Formal interview over, a polite, cool-suited Vasco appears from thin air, rather like the shopkeeper in Mr Ben. We chat briefly about the company, but it’s clear his mind is on the many technical conundrums waiting for him downstairs. He melts away just as quickly. Lishman has darted off to see a plastics expert about the new Poulton-designed B-Series, Janet is talking about their successful showing in Milan the previous week and the marketing department is humming with activity next door. The atmosphere is good.

It’s clear this company has the range of skills and personalities, the energy and the commitment to make its design-led ambitions a dynamic commercial reality. It deserves to succeed.

The Allermuir story

1971 Alberto and Joan Vaghetti establish welding shop.
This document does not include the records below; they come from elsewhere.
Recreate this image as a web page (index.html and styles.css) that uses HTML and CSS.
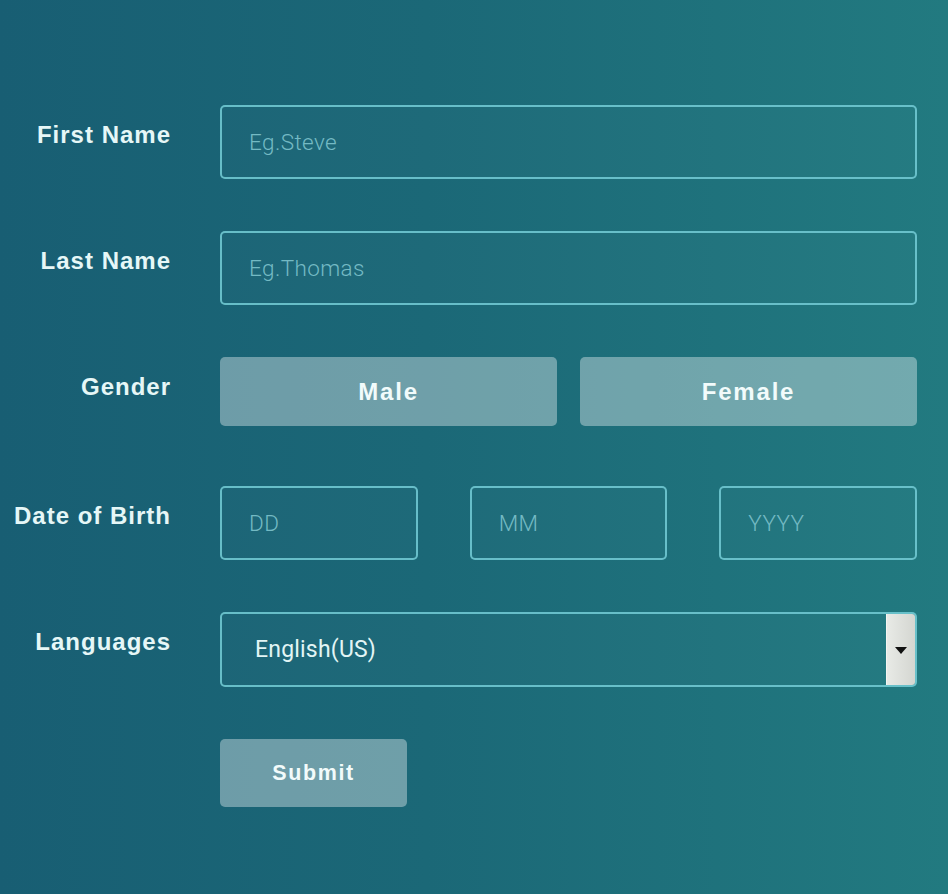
FILE: index.html
```html
<!DOCTYPE html>
<html lang="en">
<head>
<meta charset="utf-8">
<title>Form</title>
<link rel="stylesheet" href="styles.css">
</head>
<body>
<form class="form">
  <label class="label" for="fn">First Name</label>
  <input class="field" id="fn" type="text" placeholder="Eg.Steve">

  <label class="label" for="ln">Last Name</label>
  <input class="field" id="ln" type="text" placeholder="Eg.Thomas">

  <span class="label">Gender</span>
  <div class="gender">
    <button type="button" class="btn choice">Male</button>
    <button type="button" class="btn choice">Female</button>
  </div>

  <span class="label">Date of Birth</span>
  <div class="dob">
    <input class="field" type="text" placeholder="DD">
    <input class="field" type="text" placeholder="MM">
    <input class="field" type="text" placeholder="YYYY">
  </div>

  <span class="label">Languages</span>
  <div class="select">
    <span class="select-value">English(US)</span>
    <span class="select-btn"><span class="tri"></span></span>
  </div>

  <span></span>
  <div class="actions">
    <button type="submit" class="btn submit">Submit</button>
  </div>
</form>
</body>
</html>
```
FILE: styles.css
```css
html, body {
  margin: 0;
  padding: 0;
  height: 100%;
}
body {
  width: 948px;
  height: 894px;
  overflow: hidden;
  background: linear-gradient(90deg, #185e73 0%, #1b6877 45%, #227a80 100%);
  font-family: "Liberation Sans", Arial, sans-serif;
}
.form {
  display: grid;
  grid-template-columns: 170px 1fr;
  column-gap: 50px;
  row-gap: 52px;
  padding: 105px 31px 0 0;
  align-items: start;
}
.label {
  text-align: right;
  color: #e6f7f7;
  font-weight: bold;
  font-size: 24px;
  line-height: 30px;
  letter-spacing: 1px;
  padding-top: 15px;
  margin-right: -1px;
}
.field {
  box-sizing: border-box;
  height: 74px;
  width: 100%;
  border: 2px solid rgba(112, 200, 210, 0.9);
  border-radius: 5px;
  background: rgba(255, 255, 255, 0.015);
  padding: 0 0 0 27px;
  font-family: Roboto, "Liberation Sans", sans-serif;
  font-size: 22.5px;
  letter-spacing: 0.4px;
  color: #e0f4f4;
  outline: none;
}
.field::placeholder {
  color: #74bac4;
  font-weight: 300;
}
.gender {
  display: flex;
  gap: 23px;
  margin-bottom: 8px;
}
.btn {
  border: none;
  border-radius: 5px;
  background: rgba(255, 255, 255, 0.37);
  color: #f2fbfb;
  font-family: "Liberation Sans", Arial, sans-serif;
  font-weight: bold;
  cursor: pointer;
}
.choice {
  flex: 1;
  height: 69px;
  font-size: 24px;
  letter-spacing: 1.8px;
  padding-top: 2px;
}
.dob {
  display: flex;
  gap: 52px;
}
.dob .field {
  flex: 1;
  min-width: 0;
}
.select {
  box-sizing: border-box;
  height: 75px;
  display: flex;
  align-items: stretch;
  border: 2px solid rgba(112, 200, 210, 0.9);
  border-radius: 5px;
  background: rgba(255, 255, 255, 0.015);
}
.select-value {
  flex: 1;
  display: flex;
  align-items: center;
  padding-left: 33px;
  font-family: Roboto, "Liberation Sans", sans-serif;
  font-size: 23px;
  letter-spacing: 0.2px;
  color: #e2f5f5;
}
.select-btn {
  width: 28px;
  margin: 0;
  border-left: 1px solid #f4f5f2;
  border-radius: 0 3px 3px 0;
  background: linear-gradient(90deg, #e8eae6, #d4d6d1);
  display: flex;
  align-items: center;
  justify-content: center;
}
.tri {
  width: 0;
  height: 0;
  border-left: 6px solid transparent;
  border-right: 6px solid transparent;
  border-top: 7px solid #111;
  margin-top: 1px;
}
.actions {
  display: flex;
}
.submit {
  width: 187px;
  height: 68px;
  font-size: 21.5px;
  letter-spacing: 1.6px;
}
```
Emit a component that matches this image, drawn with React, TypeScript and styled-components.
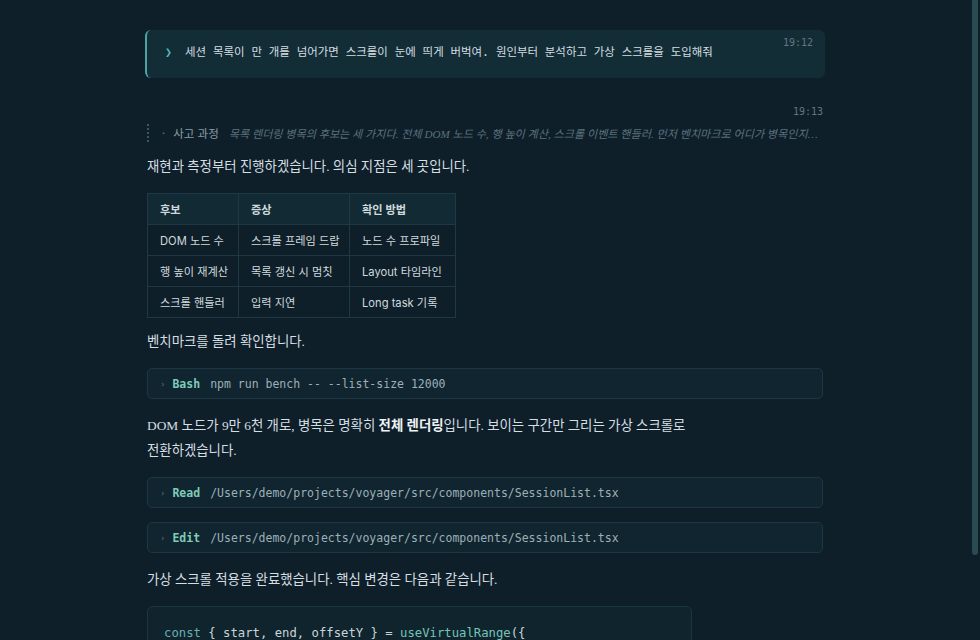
import React from "react";
import styled, { createGlobalStyle } from "styled-components";

const Global = createGlobalStyle`
  html, body { margin: 0; padding: 0; height: 100%; background: #0e1f2a; overflow: hidden; }
  #root { height: 100%; }
  * { box-sizing: border-box; }
`;

const MONO = `"DejaVu Sans Mono", "Noto Sans CJK KR", monospace`;
const SERIF = `"Liberation Serif", "Noto Sans CJK KR", serif`;
const SANS = `Inter, "Noto Sans CJK KR", sans-serif`;

const Page = styled.div`
  height: 100vh;
  display: flex;
  background: #0e1f2a;
  overflow: hidden;
`;

const Viewport = styled.div`
  flex: 1;
  min-width: 0;
  overflow: hidden;
`;

const ScrollTrack = styled.div`
  flex: none;
  width: 10px;
  padding: 0 2px;
  background: #0e1f2a;
`;

const ScrollThumb = styled.div`
  height: 555px;
  background: #2a4b53;
  border-radius: 0 0 3px 3px;
`;

const Column = styled.main`
  max-width: 680px;
  margin: 0 auto;
  padding: 30px 0 22px;
  display: flex;
  flex-direction: column;
`;

const UserMsg = styled.section`
  display: flex;
  align-items: flex-start;
  background: #132d37;
  border-left: 2px solid #4aa4a8;
  border-radius: 6px;
  padding: 12px 12px 16px 18px;
  min-height: 48px;
`;

const Chevron = styled.span`
  font-family: ${MONO};
  color: #58b6b8;
  font-size: 11.5px;
  line-height: 20px;
  width: 20px;
  flex: none;
`;

const UserText = styled.p`
  margin: 0;
  flex: 1;
  font-family: ${MONO};
  font-size: 11.45px;
  line-height: 20px;
  color: #d3dde0;
`;

const Time = styled.span`
  font-family: ${MONO};
  font-size: 10px;
  line-height: 14px;
  color: #62767f;
  flex: none;
`;

const UserTime = styled(Time)`
  margin-top: -6px;
`;

const Assistant = styled.section`
  margin-top: 27px;
  padding: 0 2px;
  display: flex;
  flex-direction: column;
`;

const MetaRow = styled.div`
  display: flex;
  justify-content: flex-end;
`;

const Thinking = styled.div`
  margin-top: 5px;
  display: flex;
  align-items: center;
  height: 18px;
  border-left: 2px dotted #3a5660;
  padding-left: 13px;
  gap: 8px;
  min-width: 0;
  padding-right: 4px;
`;

const Dot = styled.span`
  color: #6c808a;
  font-family: ${SANS};
  font-size: 11px;
  flex: none;
`;

const ThinkLabel = styled.span`
  font-family: ${SANS};
  font-size: 11.5px;
  color: #8a9ca4;
  flex: none;
  margin-right: 2px;
`;

const ThinkText = styled.span`
  font-family: ${SERIF};
  font-style: italic;
  font-size: 11.1px;
  color: #5b727d;
  white-space: nowrap;
  overflow: hidden;
  text-overflow: ellipsis;
  min-width: 0;
  flex: 1;
`;

const Body = styled.div`
  margin-top: 12px;
  display: flex;
  flex-direction: column;
  align-items: flex-start;
  gap: 14px;
`;

const Prose = styled.p`
  margin: 0;
  max-width: 550px;
  font-family: ${SERIF};
  font-size: 13.4px;
  line-height: 25px;
  color: #d5dee1;
  word-break: keep-all;
  strong { font-weight: 700; color: #eef3f4; }
`;

const Table = styled.table`
  width: 308px;
  border-collapse: collapse;
  table-layout: fixed;
  font-family: ${SANS};
  font-size: 11.2px;
  color: #d0dadd;
  margin-bottom: -3px;
`;

const Th = styled.th<{ $w: number }>`
  width: ${(p) => p.$w}px;
  height: 31px;
  padding: 0 12px;
  text-align: left;
  font-weight: 600;
  background: #122a34;
  border: 1px solid #1f3944;
`;

const Td = styled.td`
  height: 31px;
  padding: 0 12px;
  border: 1px solid #1f3944;
  white-space: nowrap;
`;

const Tool = styled.div`
  align-self: stretch;
  display: flex;
  align-items: center;
  height: 31px;
  padding: 0 12px;
  background: #10252f;
  border: 1px solid #1c3842;
  border-radius: 5px;
  font-family: ${MONO};
  font-size: 11.5px;
  gap: 7px;
`;

const ToolDot = styled.span`
  color: #58707a;
  font-size: 9px;
`;

const ToolName = styled.span`
  color: #7fcab9;
  font-weight: 700;
  margin-right: 3px;
`;

const ToolArg = styled.span`
  color: #9db0b7;
`;

const Code = styled.pre`
  margin: 0;
  width: 545px;
  padding: 16px;
  background: #10242e;
  border: 1px solid #1c3640;
  border-radius: 6px;
  font-family: ${MONO};
  font-size: 12.25px;
  line-height: 20px;
  color: #c9d5d8;
`;

const Kw = styled.span`
  color: #69aeb4;
`;

const Fn = styled.span`
  color: #74c4ba;
`;

const rows = [
  ["DOM 노드 수", "스크롤 프레임 드랍", "노드 수 프로파일"],
  ["행 높이 재계산", "목록 갱신 시 멈칫", "Layout 타임라인"],
  ["스크롤 핸들러", "입력 지연", "Long task 기록"],
];

const tools = [
  ["Bash", "npm run bench -- --list-size 12000"],
  ["Read", "/Users/demo/projects/voyager/src/components/SessionList.tsx"],
  ["Edit", "/Users/demo/projects/voyager/src/components/SessionList.tsx"],
];

function ToolLine({ name, arg }: { name: string; arg: string }) {
  return (
    <Tool>
      <ToolDot>›</ToolDot>
      <ToolName>{name}</ToolName>
      <ToolArg>{arg}</ToolArg>
    </Tool>
  );
}

export default function App() {
  return (
    <>
      <Global />
      <Page>
        <Viewport>
          <Column>
            <UserMsg>
              <Chevron>❯</Chevron>
              <UserText>
                세션 목록이 만 개를 넘어가면 스크롤이 눈에 띄게 버벅여. 원인부터 분석하고 가상 스크롤을 도입해줘
              </UserText>
              <UserTime>19:12</UserTime>
            </UserMsg>

            <Assistant>
              <MetaRow>
                <Time>19:13</Time>
              </MetaRow>
              <Thinking>
                <Dot>·</Dot>
                <ThinkLabel>사고 과정</ThinkLabel>
                <ThinkText>
                  목록 렌더링 병목의 후보는 세 가지다. 전체 DOM 노드 수, 행 높이 계산, 스크롤 이벤트 핸들러. 먼저 벤치마크로 어디가 병목인지 확인하고 나서 가상 스크롤을 적용한다.
                </ThinkText>
              </Thinking>

              <Body>
                <Prose>재현과 측정부터 진행하겠습니다. 의심 지점은 세 곳입니다.</Prose>
                <Table>
                  <thead>
                    <tr>
                      <Th $w={91}>후보</Th>
                      <Th $w={111}>증상</Th>
                      <Th $w={106}>확인 방법</Th>
                    </tr>
                  </thead>
                  <tbody>
                    {rows.map((r) => (
                      <tr key={r[0]}>
                        {r.map((c) => (
                          <Td key={c}>{c}</Td>
                        ))}
                      </tr>
                    ))}
                  </tbody>
                </Table>
                <Prose>벤치마크를 돌려 확인합니다.</Prose>
                <ToolLine name={tools[0][0]} arg={tools[0][1]} />
                <Prose>
                  DOM 노드가 9만 6천 개로, 병목은 명확히 <strong>전체 렌더링</strong>입니다. 보이는 구간만 그리는 가상 스크롤로 전환하겠습니다.
                </Prose>
                <ToolLine name={tools[1][0]} arg={tools[1][1]} />
                <ToolLine name={tools[2][0]} arg={tools[2][1]} />
                <Prose>가상 스크롤 적용을 완료했습니다. 핵심 변경은 다음과 같습니다.</Prose>
                <Code>
                  <Kw>const</Kw> {"{ start, end, offsetY } = "}
                  <Fn>useVirtualRange</Fn>
                  {"({\n  count: sessions.length,\n  rowHeight: 44,\n});"}
                </Code>
              </Body>
            </Assistant>
          </Column>
        </Viewport>
        <ScrollTrack aria-hidden="true">
          <ScrollThumb />
        </ScrollTrack>
      </Page>
    </>
  );
}
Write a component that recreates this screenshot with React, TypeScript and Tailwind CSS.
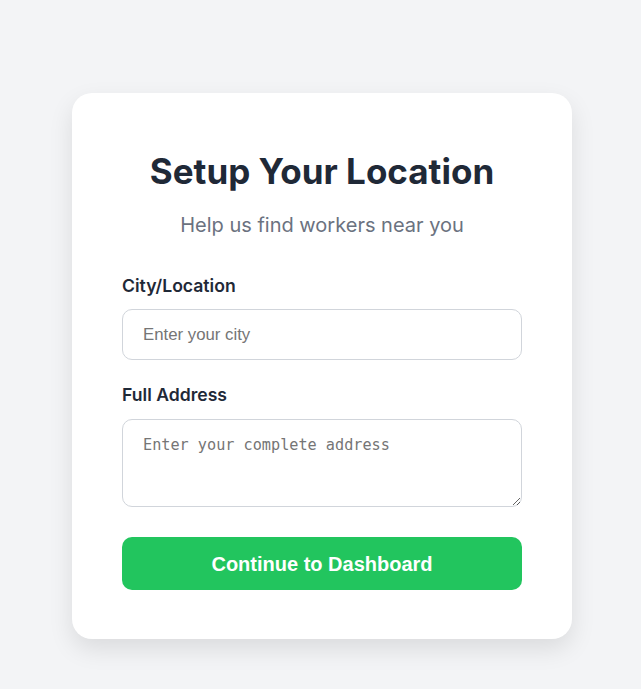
export default function App() {
  return (
    <div className="min-h-screen bg-[#f3f4f6] flex justify-center pl-[3px] pt-[93px] font-['Inter',sans-serif]">
      <div className="w-[500px] h-[546px] bg-white rounded-[20px] shadow-[0_10px_25px_rgba(0,0,0,0.1)] px-[50px] pt-[56px]">
        <h1 className="text-center text-[35px] leading-[44px] font-bold text-[#1f2937]">
          Setup Your Location
        </h1>
        <p className="mt-[17px] text-center text-[20px] leading-[30px] text-[#6b7280]">
          Help us find workers near you
        </p>
        <div className="mt-[34px]">
          <label className="block text-[17.6px] leading-[24px] font-semibold text-[#1f2937]">
            City/Location
          </label>
          <input
            type="text"
            placeholder="Enter your city"
            className="mt-[11px] block w-full h-[51px] rounded-[10px] border border-[#d1d5db] px-[20px] text-[16.8px] font-['Liberation_Sans',Arial,sans-serif] placeholder:text-[#757575] outline-none"
          />
        </div>
        <div className="mt-[23px]">
          <label className="block text-[17.6px] leading-[24px] font-semibold text-[#1f2937]">
            Full Address
          </label>
          <textarea
            placeholder="Enter your complete address"
            className="mt-[12px] block w-full h-[88px] rounded-[10px] border border-[#d1d5db] px-[20px] py-[15px] text-[15.2px] leading-[20px] font-['DejaVu_Sans_Mono',monospace] placeholder:text-[#757575] outline-none"
          />
        </div>
        <button className="mt-[30px] w-full h-[53px] rounded-[10px] bg-[#22c55e] text-white text-[20px] font-bold font-['Liberation_Sans',Arial,sans-serif]">
          Continue to Dashboard
        </button>
      </div>
    </div>
  );
}
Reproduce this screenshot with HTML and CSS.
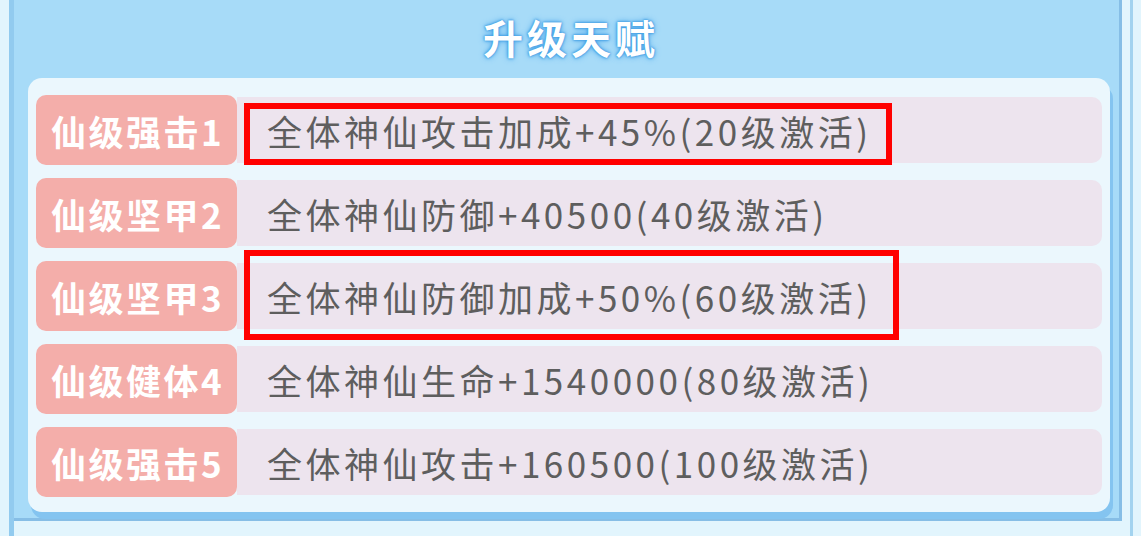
FILE: index.html
```html
<!DOCTYPE html>
<html lang="zh-CN">
<head>
  <meta charset="UTF-8">
  <meta name="viewport" content="width=device-width, initial-scale=1.0">
  <title>升级天赋</title>
  <link rel="stylesheet" href="styles.css">
</head>
<body>
  <div class="window">
    <div class="card">
      <div class="title">升级天赋</div>

      <div class="panel">
        <div class="row">
          <div class="tag">仙级强击1</div>
          <div class="desc">
            全体神仙攻击加成+45%(20级激活)
            <span class="mark mark-1"></span>
          </div>
        </div>
        <div class="row">
          <div class="tag">仙级坚甲2</div>
          <div class="desc">全体神仙防御+40500(40级激活)</div>
        </div>
        <div class="row">
          <div class="tag">仙级坚甲3</div>
          <div class="desc">
            全体神仙防御加成+50%(60级激活)
            <span class="mark mark-3"></span>
          </div>
        </div>
        <div class="row">
          <div class="tag">仙级健体4</div>
          <div class="desc">全体神仙生命+1540000(80级激活)</div>
        </div>
        <div class="row">
          <div class="tag">仙级强击5</div>
          <div class="desc">全体神仙攻击+160500(100级激活)</div>
        </div>
      </div>
    </div>
  </div>
</body>
</html>
```

FILE: styles.css
```css
body {
  margin: 0;
  height: 536px;
  overflow: hidden;
  background-color: #e2f5fd;
  font-family: "Noto Sans CJK SC", "Noto Sans", sans-serif;
}
.window {
  margin-left: 9px;
  width: 1124px;
  height: 536px;
  box-sizing: border-box;
  border-left: 5px solid #92cbef;
  border-right: 3px solid #a3d3ef;
  padding-right: 8px;
}
.card {
  background-color: #a7dbf8;
  padding: 0 9px 6px 14px;
  border-right: 3px solid #86bee6;
  border-bottom: 3px solid #86bee6;
}
.title {
  height: 78px;
  display: flex;
  align-items: center;
  justify-content: center;
  color: #fff;
  font-size: 40px;
  font-weight: 700;
  letter-spacing: 4px;
  padding: 0 0 4px 4px;
  box-sizing: border-box;
  text-shadow: 0 0 3px #3b9be2, 0 0 6px #4aa6ea, 0 0 2px #2d8fdc;
}
.panel {
  background-color: #ebf7fd;
  border-radius: 14px;
  padding: 17px 8px 15px 8px;
  display: flex;
  flex-direction: column;
  gap: 13px;
  box-shadow: 3px 7px 0 #84c4f0;
}
.row {
  display: flex;
  align-items: center;
  height: 70px;
}
.tag {
  width: 201px;
  height: 70px;
  flex-shrink: 0;
  display: flex;
  align-items: center;
  justify-content: center;
  padding-left: 2px;
  box-sizing: border-box;
  background-color: #f4aeaa;
  border-radius: 10px;
  color: #fff;
  font-size: 35px;
  font-weight: 700;
  letter-spacing: 2.5px;
}
.desc {
  position: relative;
  flex: 1;
  height: 66px;
  display: flex;
  align-items: center;
  padding-left: 30px;
  background-color: #ede4ee;
  border-radius: 0 10px 10px 0;
  color: #5e5e5e;
  font-size: 35px;
  letter-spacing: 3.5px;
  white-space: nowrap;
}
.mark {
  position: absolute;
  border: 6px solid #ff0000;
  box-sizing: border-box;
}
.mark-1 {
  left: 7px;
  top: 6px;
  width: 648px;
  height: 62px;
}
.mark-3 {
  left: 7px;
  top: -13px;
  width: 655px;
  height: 90px;
}
```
Request to make a chair effectively creates Allermuir

1976 Vasco Vaghetti leaves school at 16 to help parents run business

1988 Alberto Vaghetti retires, Janet Vaghetti joins Allermuir full-time. Turnover at 1m

1989 Company moves to new purpose-built factory

1991 Second factory taken over

1993 First David Grimshaw-designed lines introduced.

1994 Fred Scott lines introduced

1997 Export drive begins. Appearances at International Contemporary Furniture Fair in New York and Dubai Index

1998 Neil Poulton-designed B series in production. Appearances at Milan, Cologne and ICFF. Turnover reaches 4m.